You can't set fake deadlines, but you can set interim deadlines. My department does this around a recurring meeting – the deadline to submit the report to the committee chair is five days before the meeting, but that's mostly irrelevant to us because we're actually working to an earlier deadline of reviewing it with my manager ten days before the meeting.
posted by Lexica at 10:22 AM on April 14, 2018


The comment from Anticipation Of A New Lover's Arrival, The is really good. It will be hard for you to point out where exactly those areas are, but you can help her prioritize timeliness over that last 10 percent. And via frequent check-ins you can hear her say that next she's going to do XYZ+10% and tell her that doing XYZ is good enough or that the section looks good enough already.
posted by salvia at 1:44 PM on April 14, 2018


Response by poster: Don’t want to threadsit, but to answer warriorqueen’s questions:

If Tracy got behind by 15 days at one point, has there been an opportunity for her to catch up?

They have given her opportunities to catch up; she catches up and then the problem recurs.

Does she take on a lot of the emotional labour at the office? What is she doing instead of the project-driven work? Does she carry more of the client-facing load?

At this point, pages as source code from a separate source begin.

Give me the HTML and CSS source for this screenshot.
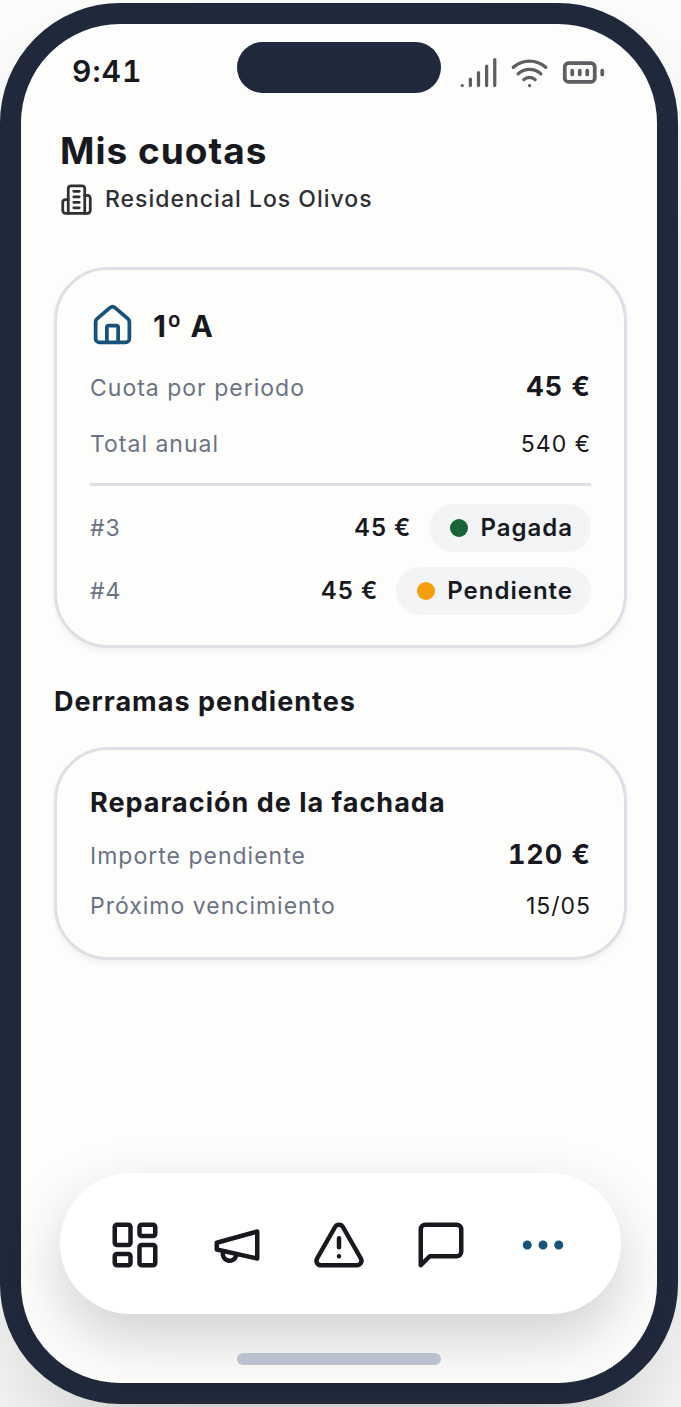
FILE: index.html
```html
<!DOCTYPE html>
<html lang="es">
<head>
  <meta charset="UTF-8" />
  <meta name="viewport" content="width=device-width, initial-scale=1.0"/>
  <title>Mis cuotas - Residencial Los Olivos</title>
  <link rel="stylesheet" href="styles.css">
</head>
<body>
  <div class="phone">
    <div class="status-bar">
      <span class="time">9:41</span>
      <span class="island"></span>
      <div class="status-icons">
        <svg class="icon" viewBox="0 0 24 24"><path d="M2 20h.01M7 20v-4M12 20v-8M17 20V8M22 4v16"/></svg>
        <svg class="icon" viewBox="0 0 24 24"><path d="M12 20h.01M2 8.82a15 15 0 0 1 20 0M5 12.859a10 10 0 0 1 14 0M8.5 16.429a5 5 0 0 1 7 0"/></svg>
        <svg class="icon battery" viewBox="0 0 24 24"><rect x="2" y="7" width="16" height="10" rx="2"/><path d="M22 11v2M6 11v2M10 11v2M14 11v2"/></svg>
      </div>
    </div>

    <header class="header">
      <h1>Mis cuotas</h1>
      <p class="community">
        <svg class="icon" viewBox="0 0 24 24"><path d="M6 22V4a2 2 0 0 1 2-2h8a2 2 0 0 1 2 2v18Z"/><path d="M6 12H4a2 2 0 0 0-2 2v6a2 2 0 0 0 2 2h2M18 9h2a2 2 0 0 1 2 2v9a2 2 0 0 1-2 2h-2M10 6h4M10 10h4M10 14h4M10 18h4"/></svg>
        Residencial Los Olivos
      </p>
    </header>

    <main class="content">
      <section class="card card-fees">
        <div class="unit">
          <svg class="icon" viewBox="0 0 24 24"><path d="M15 21v-8a1 1 0 0 0-1-1h-4a1 1 0 0 0-1 1v8"/><path d="M3 10a2 2 0 0 1 .709-1.528l7-5.999a2 2 0 0 1 2.582 0l7 5.999A2 2 0 0 1 21 10v9a2 2 0 0 1-2 2H5a2 2 0 0 1-2-2z"/></svg>
          <h2>1º A</h2>
        </div>
        <div class="row">
          <span class="label">Cuota por periodo</span>
          <strong class="amount">45 €</strong>
        </div>
        <div class="row">
          <span class="label">Total anual</span>
          <span>540 €</span>
        </div>
        <ul class="payments">
          <li>
            <span class="label">#3</span>
            <span class="price">45 €</span>
            <span class="badge paid">Pagada</span>
          </li>
          <li>
            <span class="label">#4</span>
            <span class="price">45 €</span>
            <span class="badge pending">Pendiente</span>
          </li>
        </ul>
      </section>

      <h2 class="section-title">Derramas pendientes</h2>

      <section class="card card-extra">
        <h3>Reparación de la fachada</h3>
        <div class="row">
          <span class="label">Importe pendiente</span>
          <strong class="amount">120 €</strong>
        </div>
        <div class="row">
          <span class="label">Próximo vencimiento</span>
          <span>15/05</span>
        </div>
      </section>
    </main>

    <nav class="tab-bar">
      <button type="button" aria-label="Inicio">
        <svg class="icon" viewBox="0 0 24 24"><rect x="3" y="3" width="7" height="9" rx="1"/><rect x="14" y="3" width="7" height="5" rx="1"/><rect x="14" y="12" width="7" height="9" rx="1"/><rect x="3" y="16" width="7" height="5" rx="1"/></svg>
      </button>
      <button type="button" aria-label="Anuncios">
        <svg class="icon" viewBox="0 0 24 24"><path d="m3 11 18-5v12L3 14v-3z"/><path d="M11.6 16.8a3 3 0 1 1-5.8-1.6"/></svg>
      </button>
      <button type="button" aria-label="Incidencias">
        <svg class="icon" viewBox="0 0 24 24"><path d="m21.73 18-8-14a2 2 0 0 0-3.48 0l-8 14A2 2 0 0 0 4 21h16a2 2 0 0 0 1.73-3"/><path d="M12 9v4M12 17h.01"/></svg>
      </button>
      <button type="button" aria-label="Mensajes">
        <svg class="icon" viewBox="0 0 24 24"><path d="M21 15a2 2 0 0 1-2 2H7l-4 4V5a2 2 0 0 1 2-2h14a2 2 0 0 1 2 2z"/></svg>
      </button>
      <button type="button" class="active" aria-label="Más">
        <svg class="icon" viewBox="0 0 24 24"><circle cx="5" cy="12" r="1"/><circle cx="12" cy="12" r="1"/><circle cx="19" cy="12" r="1"/></svg>
      </button>
    </nav>
    <div class="home-indicator"></div>
  </div>
</body>
</html>
```
FILE: styles.css
```css
* {
  box-sizing: border-box;
}

body {
  margin: 0;
  padding: 3px 3px 3px 0;
  font-family: Inter, "Liberation Sans", sans-serif;
  font-size: 23px;
  line-height: 36px;
  letter-spacing: 1px;
  color: #18181f;
  background-color: #fdfdfb;
}

h1, h2, h3, p, ul {
  margin: 0;
  padding: 0;
}

.icon {
  display: block;
  flex: none;
  fill: none;
  stroke: currentColor;
  stroke-width: 2;
  stroke-linecap: round;
  stroke-linejoin: round;
}

.phone {
  display: flex;
  flex-direction: column;
  min-height: calc(100vh - 6px);
  border: 21px solid #1f293b;
  border-radius: 120px;
  background-color: #fdfdfb;
  box-shadow: 0 75px 150px -36px rgba(0, 0, 0, 0.25);
}

/* status bar */
.status-bar {
  display: grid;
  grid-template-columns: 1fr 204px 1fr;
  align-items: center;
  height: 78px;
  padding: 18px 51px 0;
}

.time {
  padding-bottom: 3px;
  font-size: 30px;
  font-weight: 600;
  font-variant-numeric: tabular-nums;
}

.island {
  align-self: start;
  height: 51px;
  border-radius: 26px;
  background-color: #1f293b;
}

.status-icons {
  display: flex;
  align-items: center;
  justify-content: flex-end;
  gap: 12px;
  color: #5d5e62;
}

.status-icons .icon {
  width: 39px;
  height: 39px;
}

.status-icons .battery {
  width: 45px;
  height: 45px;
}

/* header */
.header {
  padding: 25px 39px 51px;
}

.header h1 {
  font-size: 37px;
  font-weight: 700;
  line-height: 48px;
}

.community {
  display: flex;
  align-items: center;
  gap: 12px;
  margin-top: 8px;
  font-weight: 500;
  line-height: 33px;
  color: #2f2f35;
}

.community .icon {
  width: 33px;
  height: 33px;
}

/* content */
.content {
  padding: 0 30px 0 33px;
}

.card {
  display: flex;
  flex-direction: column;
  padding: 33px;
  border: 3px solid #dedee6;
  border-radius: 54px;
  box-shadow: 0 3px 6px rgba(0, 0, 0, 0.06);
}

.card-fees {
  gap: 21px;
  padding-bottom: 30px;
}

.card-extra {
  gap: 15px;
}

.card-extra h3 {
  font-size: 27px;
  font-weight: 700;
  line-height: 39px;
}

.unit {
  display: flex;
  align-items: center;
  gap: 18px;
  color: #17527b;
}

.unit .icon {
  width: 45px;
  height: 45px;
}

.unit h2 {
  font-size: 30px;
  font-weight: 700;
  color: #18181f;
}

.row {
  display: flex;
  align-items: baseline;
  justify-content: space-between;
  height: 36px;
}

.label {
  color: #6b7285;
}

.amount {
  font-size: 27px;
  font-weight: 700;
  font-variant-numeric: tabular-nums;
}

.payments {
  display: flex;
  flex-direction: column;
  gap: 15px;
  padding-top: 18px;
  border-top: 3px solid #dedee6;
  list-style: none;
}

.payments li {
  display: flex;
  align-items: center;
  gap: 18px;
}

.price {
  margin-left: auto;
  font-size: 24px;
  font-weight: 600;
}

.badge {
  display: flex;
  align-items: center;
  gap: 12px;
  height: 48px;
  padding: 0 18px 0 21px;
  border-radius: 24px;
  font-size: 24px;
  font-weight: 600;
  background-color: #f3f4f6;
}

.badge::before {
  content: "";
  width: 18px;
  height: 18px;
  border-radius: 50%;
}

.paid::before {
  background-color: #176534;
}

.pending::before {
  background-color: #f59e0b;
}

.section-title {
  margin: 36px 0 27px;
  font-size: 27px;
  font-weight: 700;
}

/* bottom navigation */
.tab-bar {
  display: flex;
  align-items: center;
  height: 141px;
  margin: auto 36px 39px 39px;
  padding: 0 27px 0 24px;
  border-radius: 71px;
  background-color: #ffffff;
  box-shadow: 0 24px 60px rgba(0, 0, 0, 0.18);
}

.tab-bar button {
  display: flex;
  flex: 1;
  justify-content: center;
  padding: 3px 0 0;
  border: none;
  color: #18181f;
  background: none;
  cursor: pointer;
}

.tab-bar .active {
  color: #17527b;
}

.tab-bar .icon {
  width: 54px;
  height: 54px;
}

.home-indicator {
  position: relative;
  width: 204px;
  height: 12px;
  margin: 0 auto 18px;
  border-radius: 6px;
  background-color: #bac2d0;
}
```
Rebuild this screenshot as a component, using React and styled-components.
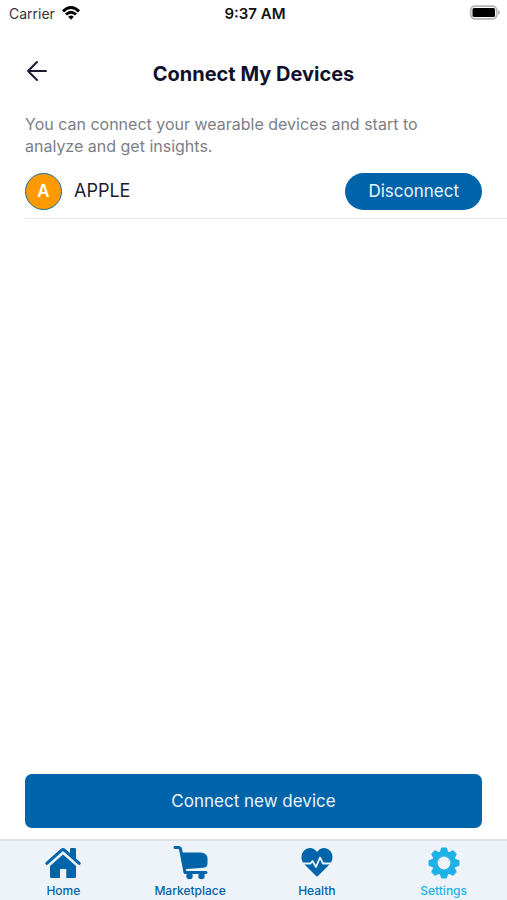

No to all these questions (she’s not doing anything other than the project-driven work).

What’s her mental health and health like?
To the best of my knowledge, these are both fine. We do have a bunch of people reassigned to lighter duties because of health problems, so she knows that would be an option.

Why haven’t there been any consequences for the lateness? What could be some or rather could there be early finishing bonuses?

There have been consequences: the reason she’s still on the level of supervision she’s on is that she’s always late. It’s considered a bit embarrassing to be supervised this closely when you’re a senior as she is. Bonuses are not an option.

Has Tracy had a vacation lately? Vacations can be a great reset point.

I’m not sure when she last had a vacation but it was probably several months ago.